Whenever I cut up a chicken, I toss the backs into a bag and stick it in the freezer. When I accumulate three or four backs, they go in the pressure cooker with a roughly chopped onion, a couple of chopped carrots, a bay leaf, a healthy pinch of salt and a dozen or so peppercorns. If I have some thyme, I throw a handful of that in. Then I pour in six cups of water, bring everything to pressure over high heat, and pressure-cook for 15 minutes on low heat.

After the pressure releases, I strain the stock, let it cool, then skim off the fat. Even easier is letting it cool and refrigerating overnight. The top layer of congealed fat is a snap to remove.

The result is 1½ quarts of flavorful broth that’s much clearer than the stock I used to make by simmering on the stovetop for three hours. It’s the base for delicious soups, stews, risotto and much more.

Thanks for buying that Instant Pot, John and Connie.

— Mark Carlson

Tenderness for tarragon

I fell in love with tarragon at a tea party.

I was the party host. I invited some friends — my fellow concierges of the University Book Store — from before I became a journalist. This was my first time playing tea-party hostess, so I found recipes online for tea sandwiches to enjoy with our steaming cups.

One of those recipes was for tiny chicken salad sandwiches with an herb I knew about but, surprisingly, had never tasted: tarragon.

Wow! With one tarragon-filled bite of my mini sandwich, it was like: “Where have you been all my life?”

What’s funny is, it’s hard to describe the taste of tarragon. It’s an aromatic herb with a slightly bittersweet flavor. Some say it tastes similar to anise, fennel or licorice — but at the same time is distinctively its own. All I can say with certainty is that goes well with chicken, fish, tomato and egg dishes.

Make the chicken salad sandwiches with a loaf of dark rye or sweet dark bread. Stir together a diced cooked chicken breast, mayonnaise, chopped celery and fresh minced tarragon, plus salt and pepper to taste. Spread the filling on a slice of bread and top with another.

Tips: The recipe I found didn’t have exact measurements, so just eyeball it and taste as you go. Save time by picking up some rotisserie chicken at the deli instead of cooking your own. Err on the side of caution with the tarragon: If you add too much, it will be overpowering.

Now I make these sandwiches whenever the mood for tarragon strikes — tea party or no.

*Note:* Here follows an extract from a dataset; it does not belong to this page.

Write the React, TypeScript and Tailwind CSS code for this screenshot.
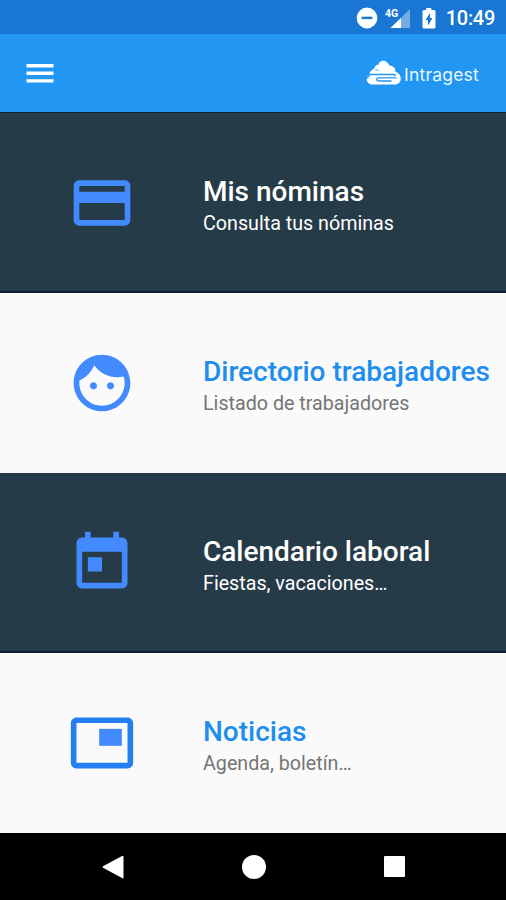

Want a tea party for one? Slice a full-sized sandwich into thirds or fourths to make them tea-sized. Serve with a cup of tea.

You get to decide whether to keep the crust.

— Sara Bruestle

Microwave heaven

I brought a Hot Pocket with me over to a friend’s house because I was running too late to have breakfast.

Imagine my surprise, my shock even, upon finding out that his kitchen didn’t have a microwave.

I had so many questions. What does he do to heat up leftovers? Does he not make popcorn? Doesn’t he tire of cooking in the oven or on the stove?

What about the Hot Pocket I brought for breakfast?

My friend just shrugged. For him, and many others, microwaves aren’t a must in the kitchen.

But it is in mine — and I’m thankful for it.

The microwave makes meals quick and easy for a busy reporter like myself.

My go-to microwaveable meals? Those would be Healthy Choice’s Power Bowls and Cafe Streamers, plus most Lean Cuisine offerings. They have fewer calories than your average TV dinner. I’ve also made quiche in a coffee cup and cheesecake in a bowl.

I also love microwaving popcorn for an evening in front of the television. There’s just something so satisfying about figuring out your microwave’s wattage so you can perfectly pop every last kernel.

Don’t knock the microwave. There’s a reason mug brownies are a thing right now. They’re both easy and delicious.